Friday, February 15, 2008


So if you were wondering-- now is the part where you get to learn about Padobe. Paper Adobe.
With the roofing material on, we were now ready for plaster-- fortunatley this project was relatively inexpensive (except for that it required running water-- which we didn't have hooked up yet-but i'll get to that).
I mentioned earlier the sustainability co-op that we found the first week we got to Wimberley. We had been attending the group meeting every month ever since March-- as well as going to a work party once a month to help members of the co-op out with projects on their land. Well our name was finally drawn out of the hat and our turn was up! Murv was not excited about having a bunch of people on our property, and not really comfortable accepting help, but by this point I was!
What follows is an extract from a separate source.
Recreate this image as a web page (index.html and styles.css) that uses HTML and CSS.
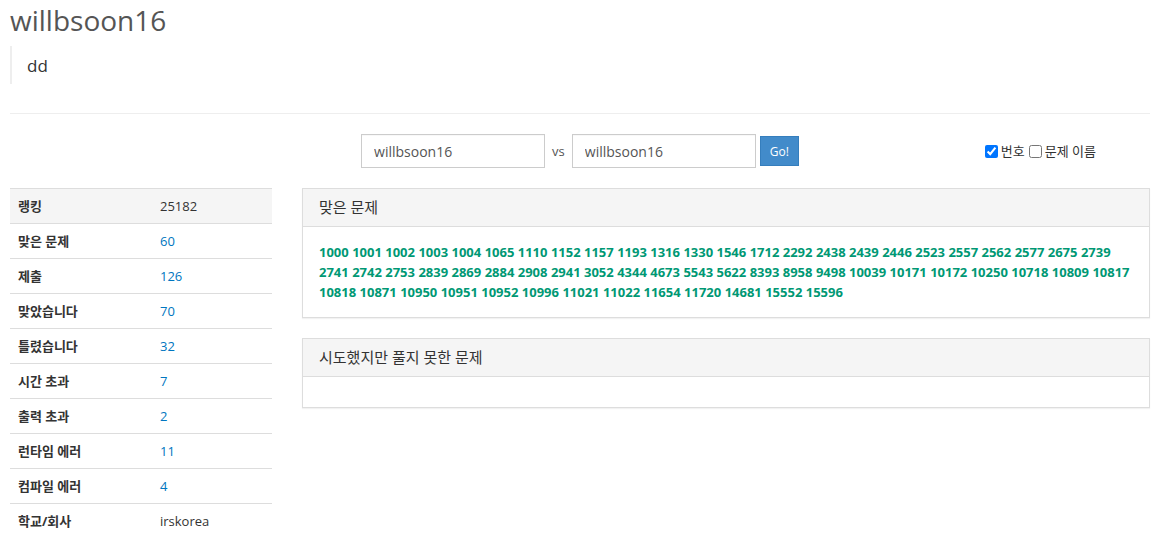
FILE: index.html
```html
<!DOCTYPE html>
<html lang="ko">

<head>
    <meta charset="UTF-8">
    <title>willbsoon16 정보</title>
    <link rel="stylesheet" href="styles.css">
</head>

<body>
    <div class="container">
        <div class="page-header">
            <h1>willbsoon16</h1>
            <blockquote class="no-mathjax">dd</blockquote>
        </div>

        <div class="vs-bar">
            <div></div>
            <form class="vs-form">
                <input type="text" class="form-control" value="willbsoon16">
                <span class="vs">vs</span>
                <input type="text" class="form-control" value="willbsoon16">
                <button type="button" class="btn-go">Go!</button>
            </form>
            <div class="show-options">
                <label><input type="checkbox" checked> 번호</label>
                <label><input type="checkbox"> 문제 이름</label>
            </div>
        </div>

        <div class="row">
            <div class="col-left">
                <table class="stat-table">
                    <tbody>
                        <tr class="first"><th>랭킹</th><td>25182</td></tr>
                        <tr><th>맞은 문제</th><td><a href="#">60</a></td></tr>
                        <tr><th>제출</th><td><a href="#">126</a></td></tr>
                        <tr><th>맞았습니다</th><td><a href="#">70</a></td></tr>
                        <tr><th>틀렸습니다</th><td><a href="#">32</a></td></tr>
                        <tr><th>시간 초과</th><td><a href="#">7</a></td></tr>
                        <tr><th>출력 초과</th><td><a href="#">2</a></td></tr>
                        <tr><th>런타임 에러</th><td><a href="#">11</a></td></tr>
                        <tr><th>컴파일 에러</th><td><a href="#">4</a></td></tr>
                        <tr><th>학교/회사</th><td>irskorea</td></tr>
                    </tbody>
                </table>
            </div>

            <div class="col-right">
                <div class="panel">
                    <div class="panel-heading">맞은 문제</div>
                    <div class="panel-body problem-list" id="solved"></div>
                </div>
                <div class="panel">
                    <div class="panel-heading">시도했지만 풀지 못한 문제</div>
                    <div class="panel-body problem-list"></div>
                </div>
            </div>
        </div>
    </div>

    <script>
        const solved = [1000, 1001, 1002, 1003, 1004, 1065, 1110, 1152, 1157, 1193, 1316, 1330, 1546, 1712,
            2292, 2438, 2439, 2446, 2523, 2557, 2562, 2577, 2675, 2739, 2741, 2742, 2753, 2839, 2869, 2884,
            2908, 2941, 3052, 4344, 4673, 5543, 5622, 8393, 8958, 9498, 10039, 10171, 10172, 10250, 10718,
            10809, 10817, 10818, 10871, 10950, 10951, 10952, 10996, 11021, 11022, 11654, 11720, 14681,
            15552, 15596];

        const list = document.getElementById('solved');
        solved.forEach(num => {
            const a = document.createElement('a');
            a.href = '#';
            a.className = 'result-ac';
            a.textContent = num;
            list.appendChild(a);
            list.appendChild(document.createTextNode(' '));
        });
    </script>
</body>

</html>
```

FILE: styles.css
```css
* {
    box-sizing: border-box;
}

body {
    margin: 0;
    font-family: "Open Sans", "Noto Sans CJK KR", sans-serif;
    font-size: 13px;
    line-height: 1.42857;
    color: #333;
    background-color: #fff;
}

a {
    color: #0076c0;
    text-decoration: none;
}

.container {
    padding: 0 8px 0 10px;
}

.page-header {
    padding-bottom: 14px;
    margin: 0 0 20px;
    border-bottom: 1px solid #eee;
}

.page-header h1 {
    margin: 0;
    padding-top: 2px;
    font-size: 28px;
    font-weight: 400;
    line-height: 36px;
    color: #555;
}

blockquote {
    margin: 8px 0 15px;
    padding: 7px 15px 6px;
    font-size: 17px;
    line-height: 25px;
    border-left: 2px solid #eee;
}

.vs-bar {
    display: grid;
    grid-template-columns: 1fr auto 1fr;
    align-items: center;
    margin-bottom: 20px;
}

.vs-form {
    display: flex;
    align-items: center;
}

.form-control {
    width: 184px;
    height: 34px;
    padding: 6px 12px;
    font-family: inherit;
    font-size: 14px;
    color: #555;
    border: 1px solid #ccc;
    border-radius: 0;
    box-shadow: inset 0 1px 1px rgba(0, 0, 0, 0.03);
}

.vs {
    padding: 0 7px;
    color: #555;
}

.btn-go {
    margin-left: 4px;
    height: 30px;
    padding: 0 9px;
    font-family: inherit;
    font-size: 12px;
    color: #fff;
    background-color: #428bca;
    border: 1px solid #357ebd;
    border-radius: 0;
}

.show-options {
    justify-self: end;
    margin-right: 54px;
    display: flex;
    gap: 4px;
    color: #333;
}

.show-options label {
    display: flex;
    align-items: center;
    gap: 3px;
}

.show-options input {
    margin: 0;
    width: 13px;
    height: 13px;
}

.row {
    display: flex;
    gap: 30px;
}

.col-left {
    width: 262px;
    flex-shrink: 0;
}

.col-right {
    flex-grow: 1;
}

.stat-table {
    width: 100%;
    border-collapse: collapse;
}

.stat-table th,
.stat-table td {
    height: 35px;
    padding: 0 8px;
    text-align: left;
    border-top: 1px solid #ddd;
}

.stat-table th {
    width: 142px;
    font-weight: 700;
}

.stat-table tr.first {
    background-color: #f5f5f5;
}

.panel {
    margin-bottom: 20px;
    border: 1px solid #ddd;
    box-shadow: 0 1px 1px rgba(0, 0, 0, 0.05);
}

.panel-heading {
    padding: 8px 16px;
    font-size: 15px;
    line-height: 21px;
    background-color: #f5f5f5;
    border-bottom: 1px solid #ddd;
}

.panel-body {
    padding: 15px 16px;
    min-height: 30px;
}

.problem-list {
    line-height: 20px;
}

.result-ac {
    color: #009874;
    font-weight: 700;
}
```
Once he accepted that it was going to happen no matter what -he decided that a good project for our work party would be plastering the cabin.
So here is the recipe for making plaster out or recycled shredded paper.
We are proud to say we used 2,000 pounds of waste paper to plaster our 385 sq. ft. cabin!

Concrete Mixers (2-3)
Generators (if you have no electricity like us)
Gasoline (ditto)
Portland cement (we bought waste bags of it for a fraction of the cost)
Lime (someone donated this to us because they had a ton of extra)
Wheel barrows
Plaster appliers (can't remember what they are called-- float thingies)
Scoring Instruments

here are pictures of the process which Murv will explain:

One ton of recycled shredded paper

Soaking the paper in water to soften it upgotta give credit to the gasoline which makes the generator go! about $10.00/day if you're working all day...
When the mixture is ready it's about the consistency of tuna fish This kid is about as happy as a pig in mud!Up close-- this is the scratch coat Messy job site!The variegated color effect comes from using waste bags of portland cement which are all different colors-- it's like a water coloring-- (we will be painting over it so it's all one color eventually, but it's fun for now)
This is the slipcoat-- final coat (the structure has two coats of plaster in total)-- looks like handmade paper up close-- it's beautiful, very durable, weather resistent, adds yet another element to the insulation factor (very important for our HOT summers) environtmentally friendly, and utilizes products from the waste stream~

Murv has also been experimenting with the mixure to make padobe bricks and tiles which make a very lightweight, durable building material also.

1 comment:

Baby Isha said...

Hey Rebecca. I have been keeping up with your blog and it has been fun to see the building process. I hadn't posted a comment because I wasn't sure if you would know who this is, but Heather reassured me that you would.

The plastering process is very interesting, but now I am not sure how I feel about tuna fish!

Congrats on the baby. I can't wait to see the future progress on the house and the baby when he/she gets here!